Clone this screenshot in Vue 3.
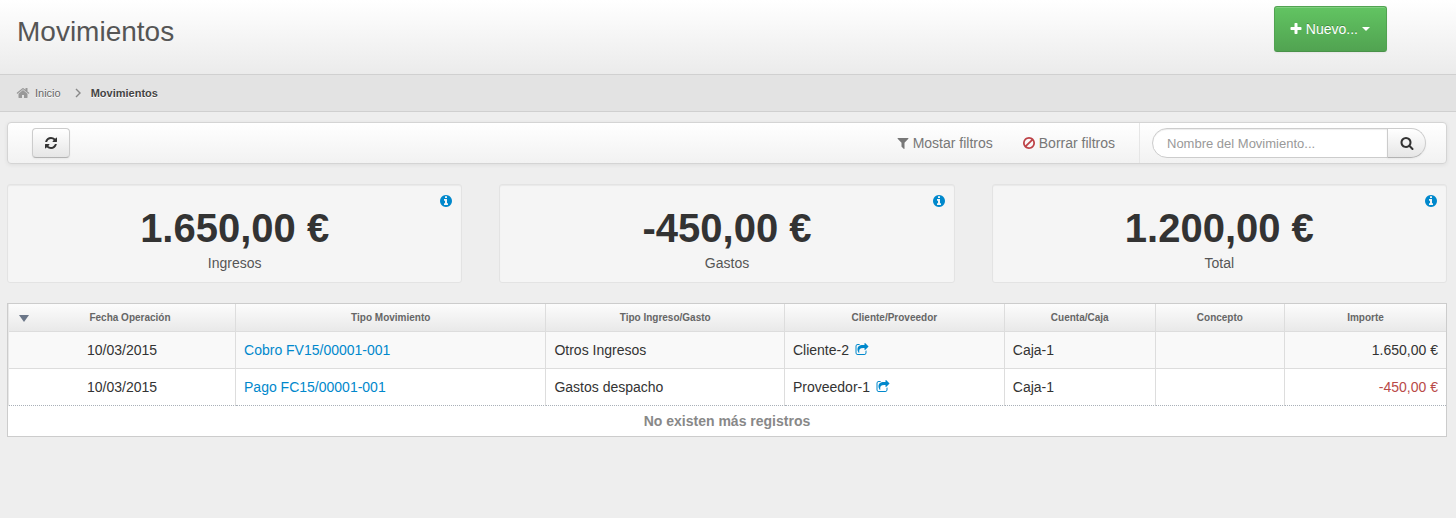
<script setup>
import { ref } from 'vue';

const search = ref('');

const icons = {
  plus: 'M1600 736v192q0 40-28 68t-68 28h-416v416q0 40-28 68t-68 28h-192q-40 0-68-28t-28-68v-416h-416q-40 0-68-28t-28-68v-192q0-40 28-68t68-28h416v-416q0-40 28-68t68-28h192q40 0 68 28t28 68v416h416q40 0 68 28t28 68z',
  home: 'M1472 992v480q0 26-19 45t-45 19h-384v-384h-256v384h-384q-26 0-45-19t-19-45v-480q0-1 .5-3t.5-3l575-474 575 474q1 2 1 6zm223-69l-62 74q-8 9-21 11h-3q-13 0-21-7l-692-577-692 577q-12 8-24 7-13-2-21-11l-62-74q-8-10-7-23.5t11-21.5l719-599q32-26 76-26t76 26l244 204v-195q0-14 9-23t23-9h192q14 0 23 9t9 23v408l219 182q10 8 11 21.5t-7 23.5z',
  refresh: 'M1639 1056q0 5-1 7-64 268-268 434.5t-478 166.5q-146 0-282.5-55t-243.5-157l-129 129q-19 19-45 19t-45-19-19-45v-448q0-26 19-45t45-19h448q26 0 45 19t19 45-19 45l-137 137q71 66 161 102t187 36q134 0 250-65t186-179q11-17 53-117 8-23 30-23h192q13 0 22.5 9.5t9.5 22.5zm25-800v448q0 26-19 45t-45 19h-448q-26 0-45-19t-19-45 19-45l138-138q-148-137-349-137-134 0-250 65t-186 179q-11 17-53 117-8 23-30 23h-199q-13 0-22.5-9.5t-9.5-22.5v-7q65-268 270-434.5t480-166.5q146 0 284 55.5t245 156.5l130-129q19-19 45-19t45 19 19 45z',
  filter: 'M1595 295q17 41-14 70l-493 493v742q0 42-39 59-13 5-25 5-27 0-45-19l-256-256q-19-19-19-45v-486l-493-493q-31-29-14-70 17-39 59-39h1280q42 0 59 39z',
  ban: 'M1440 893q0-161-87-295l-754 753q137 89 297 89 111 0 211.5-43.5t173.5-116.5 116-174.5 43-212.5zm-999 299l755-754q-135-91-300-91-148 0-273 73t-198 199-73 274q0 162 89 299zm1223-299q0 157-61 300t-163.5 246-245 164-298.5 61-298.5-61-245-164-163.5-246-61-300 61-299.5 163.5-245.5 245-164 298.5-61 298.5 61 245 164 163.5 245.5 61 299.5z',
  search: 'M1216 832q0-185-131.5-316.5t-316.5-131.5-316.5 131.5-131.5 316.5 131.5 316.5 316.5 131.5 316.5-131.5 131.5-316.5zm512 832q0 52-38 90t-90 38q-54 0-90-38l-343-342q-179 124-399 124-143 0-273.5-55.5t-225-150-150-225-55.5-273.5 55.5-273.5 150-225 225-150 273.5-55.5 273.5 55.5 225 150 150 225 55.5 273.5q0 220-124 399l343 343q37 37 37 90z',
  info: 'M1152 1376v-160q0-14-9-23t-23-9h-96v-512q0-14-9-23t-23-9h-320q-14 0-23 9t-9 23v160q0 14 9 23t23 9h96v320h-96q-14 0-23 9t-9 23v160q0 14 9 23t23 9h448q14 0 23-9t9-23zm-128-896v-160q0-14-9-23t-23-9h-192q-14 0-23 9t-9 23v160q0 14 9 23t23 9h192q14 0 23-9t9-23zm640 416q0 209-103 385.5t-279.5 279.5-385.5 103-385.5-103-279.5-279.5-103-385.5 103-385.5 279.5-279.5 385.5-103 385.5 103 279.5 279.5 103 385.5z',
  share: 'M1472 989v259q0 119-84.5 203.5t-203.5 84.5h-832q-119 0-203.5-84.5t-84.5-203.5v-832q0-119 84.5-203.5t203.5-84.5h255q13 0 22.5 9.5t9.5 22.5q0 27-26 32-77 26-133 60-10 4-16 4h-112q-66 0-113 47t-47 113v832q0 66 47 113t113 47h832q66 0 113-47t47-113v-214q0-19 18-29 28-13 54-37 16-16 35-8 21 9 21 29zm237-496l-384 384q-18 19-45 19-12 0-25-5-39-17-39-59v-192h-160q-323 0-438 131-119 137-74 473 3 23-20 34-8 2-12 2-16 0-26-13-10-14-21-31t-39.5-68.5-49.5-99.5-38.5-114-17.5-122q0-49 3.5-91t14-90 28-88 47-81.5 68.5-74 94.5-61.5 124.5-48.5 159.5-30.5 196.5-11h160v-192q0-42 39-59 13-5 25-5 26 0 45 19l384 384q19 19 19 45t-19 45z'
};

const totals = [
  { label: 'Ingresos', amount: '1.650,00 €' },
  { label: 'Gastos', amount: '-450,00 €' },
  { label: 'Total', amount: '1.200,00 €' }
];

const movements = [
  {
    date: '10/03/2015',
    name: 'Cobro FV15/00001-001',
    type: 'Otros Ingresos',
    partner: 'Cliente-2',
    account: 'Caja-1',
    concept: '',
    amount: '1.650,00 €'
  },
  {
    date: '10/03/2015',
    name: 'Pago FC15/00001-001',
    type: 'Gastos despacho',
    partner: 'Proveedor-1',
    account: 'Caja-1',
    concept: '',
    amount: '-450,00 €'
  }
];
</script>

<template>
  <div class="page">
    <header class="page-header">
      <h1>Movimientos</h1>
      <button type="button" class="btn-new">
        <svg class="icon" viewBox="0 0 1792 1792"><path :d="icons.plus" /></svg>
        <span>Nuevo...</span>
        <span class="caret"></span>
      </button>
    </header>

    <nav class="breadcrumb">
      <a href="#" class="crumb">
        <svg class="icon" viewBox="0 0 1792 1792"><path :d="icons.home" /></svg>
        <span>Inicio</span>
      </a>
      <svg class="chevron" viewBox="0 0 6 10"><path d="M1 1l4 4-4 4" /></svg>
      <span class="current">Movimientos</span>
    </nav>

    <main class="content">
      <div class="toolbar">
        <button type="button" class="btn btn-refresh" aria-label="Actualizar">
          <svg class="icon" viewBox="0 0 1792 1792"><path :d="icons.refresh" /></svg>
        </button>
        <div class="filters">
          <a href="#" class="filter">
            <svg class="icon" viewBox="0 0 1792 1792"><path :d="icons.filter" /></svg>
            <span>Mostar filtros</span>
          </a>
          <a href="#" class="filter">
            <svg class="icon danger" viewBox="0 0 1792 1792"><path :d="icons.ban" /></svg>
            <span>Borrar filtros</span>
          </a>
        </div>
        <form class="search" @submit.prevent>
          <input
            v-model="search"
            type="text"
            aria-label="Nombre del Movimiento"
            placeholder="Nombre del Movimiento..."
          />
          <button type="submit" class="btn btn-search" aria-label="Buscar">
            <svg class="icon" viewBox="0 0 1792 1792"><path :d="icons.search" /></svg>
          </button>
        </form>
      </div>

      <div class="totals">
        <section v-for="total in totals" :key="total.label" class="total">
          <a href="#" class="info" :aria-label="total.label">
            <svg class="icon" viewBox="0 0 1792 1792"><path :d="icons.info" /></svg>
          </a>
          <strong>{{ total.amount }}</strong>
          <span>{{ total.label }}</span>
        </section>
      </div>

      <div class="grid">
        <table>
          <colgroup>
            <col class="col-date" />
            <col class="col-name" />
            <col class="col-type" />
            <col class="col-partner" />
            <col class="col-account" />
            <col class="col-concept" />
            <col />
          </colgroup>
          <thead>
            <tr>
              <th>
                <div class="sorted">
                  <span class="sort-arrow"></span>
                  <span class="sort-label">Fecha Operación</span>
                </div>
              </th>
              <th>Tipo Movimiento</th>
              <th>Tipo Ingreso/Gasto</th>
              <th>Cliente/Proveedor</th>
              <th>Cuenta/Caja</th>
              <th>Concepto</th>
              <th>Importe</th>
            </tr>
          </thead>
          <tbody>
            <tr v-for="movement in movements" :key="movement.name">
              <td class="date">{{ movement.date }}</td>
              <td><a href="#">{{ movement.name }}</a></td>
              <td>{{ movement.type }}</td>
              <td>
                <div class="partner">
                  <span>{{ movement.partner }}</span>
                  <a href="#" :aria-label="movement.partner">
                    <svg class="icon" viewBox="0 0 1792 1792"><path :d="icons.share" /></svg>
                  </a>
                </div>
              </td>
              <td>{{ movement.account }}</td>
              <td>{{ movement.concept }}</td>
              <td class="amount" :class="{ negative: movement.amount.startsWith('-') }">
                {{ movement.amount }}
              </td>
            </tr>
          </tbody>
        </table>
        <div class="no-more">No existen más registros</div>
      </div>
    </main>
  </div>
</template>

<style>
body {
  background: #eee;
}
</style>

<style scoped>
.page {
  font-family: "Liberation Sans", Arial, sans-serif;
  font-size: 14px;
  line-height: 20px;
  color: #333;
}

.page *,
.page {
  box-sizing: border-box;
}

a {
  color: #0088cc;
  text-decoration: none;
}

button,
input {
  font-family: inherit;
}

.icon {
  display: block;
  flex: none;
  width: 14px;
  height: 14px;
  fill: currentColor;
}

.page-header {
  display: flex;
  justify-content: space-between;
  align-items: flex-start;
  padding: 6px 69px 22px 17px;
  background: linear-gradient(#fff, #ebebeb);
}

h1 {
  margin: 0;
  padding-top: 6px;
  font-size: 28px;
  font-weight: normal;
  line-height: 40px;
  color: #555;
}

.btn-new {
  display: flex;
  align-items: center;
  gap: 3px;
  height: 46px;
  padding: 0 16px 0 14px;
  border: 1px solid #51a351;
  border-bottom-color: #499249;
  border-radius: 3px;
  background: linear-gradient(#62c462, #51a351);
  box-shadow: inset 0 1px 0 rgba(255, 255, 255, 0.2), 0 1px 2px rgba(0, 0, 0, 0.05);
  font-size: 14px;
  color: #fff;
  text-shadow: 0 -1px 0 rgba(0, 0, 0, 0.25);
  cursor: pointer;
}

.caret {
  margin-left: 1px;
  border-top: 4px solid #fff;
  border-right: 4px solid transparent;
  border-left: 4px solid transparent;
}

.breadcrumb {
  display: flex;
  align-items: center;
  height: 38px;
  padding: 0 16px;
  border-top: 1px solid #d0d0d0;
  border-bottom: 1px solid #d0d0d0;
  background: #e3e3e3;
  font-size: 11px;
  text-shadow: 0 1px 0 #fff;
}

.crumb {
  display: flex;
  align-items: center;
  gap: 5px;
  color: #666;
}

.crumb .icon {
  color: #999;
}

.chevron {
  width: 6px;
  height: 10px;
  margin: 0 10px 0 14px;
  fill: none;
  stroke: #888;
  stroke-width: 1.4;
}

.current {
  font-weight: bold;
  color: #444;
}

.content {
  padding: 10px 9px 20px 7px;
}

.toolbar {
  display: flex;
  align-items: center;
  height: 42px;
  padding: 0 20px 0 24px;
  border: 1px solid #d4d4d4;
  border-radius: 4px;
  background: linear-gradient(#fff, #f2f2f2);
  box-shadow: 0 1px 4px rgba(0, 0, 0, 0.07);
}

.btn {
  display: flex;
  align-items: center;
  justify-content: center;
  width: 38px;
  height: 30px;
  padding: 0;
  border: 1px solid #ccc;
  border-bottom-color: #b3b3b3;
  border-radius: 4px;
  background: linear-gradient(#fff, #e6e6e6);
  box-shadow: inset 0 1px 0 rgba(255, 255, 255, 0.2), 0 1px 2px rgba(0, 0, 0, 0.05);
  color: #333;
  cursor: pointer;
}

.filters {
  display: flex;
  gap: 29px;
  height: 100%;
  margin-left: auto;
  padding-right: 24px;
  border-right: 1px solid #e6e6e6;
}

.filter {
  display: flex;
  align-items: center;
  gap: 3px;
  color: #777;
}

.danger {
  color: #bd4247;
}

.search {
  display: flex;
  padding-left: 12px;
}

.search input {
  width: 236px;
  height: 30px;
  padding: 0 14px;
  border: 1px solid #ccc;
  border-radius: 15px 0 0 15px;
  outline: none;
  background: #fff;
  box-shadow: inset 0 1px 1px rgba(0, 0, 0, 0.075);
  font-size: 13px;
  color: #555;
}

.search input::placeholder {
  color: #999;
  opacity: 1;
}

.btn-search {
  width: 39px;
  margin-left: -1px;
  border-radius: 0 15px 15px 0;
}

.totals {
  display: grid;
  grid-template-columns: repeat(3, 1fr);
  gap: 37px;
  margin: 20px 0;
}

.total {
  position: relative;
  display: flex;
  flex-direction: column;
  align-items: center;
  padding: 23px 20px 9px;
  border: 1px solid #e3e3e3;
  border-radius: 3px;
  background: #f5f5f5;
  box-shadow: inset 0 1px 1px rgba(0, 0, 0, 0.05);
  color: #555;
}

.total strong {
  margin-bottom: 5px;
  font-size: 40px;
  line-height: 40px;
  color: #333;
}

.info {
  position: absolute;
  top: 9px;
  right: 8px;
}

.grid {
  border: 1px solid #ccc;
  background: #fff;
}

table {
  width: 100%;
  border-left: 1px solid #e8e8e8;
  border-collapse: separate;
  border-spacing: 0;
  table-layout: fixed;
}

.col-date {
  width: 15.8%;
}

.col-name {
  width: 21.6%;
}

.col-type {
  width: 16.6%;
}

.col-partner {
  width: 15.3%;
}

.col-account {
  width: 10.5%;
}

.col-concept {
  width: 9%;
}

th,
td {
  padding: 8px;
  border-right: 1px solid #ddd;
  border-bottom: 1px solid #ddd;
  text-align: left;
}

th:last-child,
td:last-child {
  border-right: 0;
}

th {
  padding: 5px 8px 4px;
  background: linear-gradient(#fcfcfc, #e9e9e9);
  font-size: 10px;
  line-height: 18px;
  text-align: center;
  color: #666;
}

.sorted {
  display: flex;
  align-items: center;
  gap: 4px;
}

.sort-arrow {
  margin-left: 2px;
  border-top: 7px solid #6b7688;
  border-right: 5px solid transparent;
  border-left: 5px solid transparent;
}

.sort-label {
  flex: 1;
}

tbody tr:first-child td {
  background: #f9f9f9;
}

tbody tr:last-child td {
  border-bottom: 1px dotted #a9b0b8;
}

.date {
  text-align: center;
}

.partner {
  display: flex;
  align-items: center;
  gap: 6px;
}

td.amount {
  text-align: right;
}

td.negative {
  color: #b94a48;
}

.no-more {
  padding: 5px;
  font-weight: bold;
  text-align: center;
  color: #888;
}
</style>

□ □ □ □ □

▶ **WHAT YOU SHOULD DO**:
Emit the lines of the material exactly, from its first line to the line containing "const search = ref('');", inclusive; leave every picture out.

▶ **REPLY TO THE EXERCISE**:
Clone this screenshot in Vue 3.
<script setup>
import { ref } from 'vue';

const search = ref('');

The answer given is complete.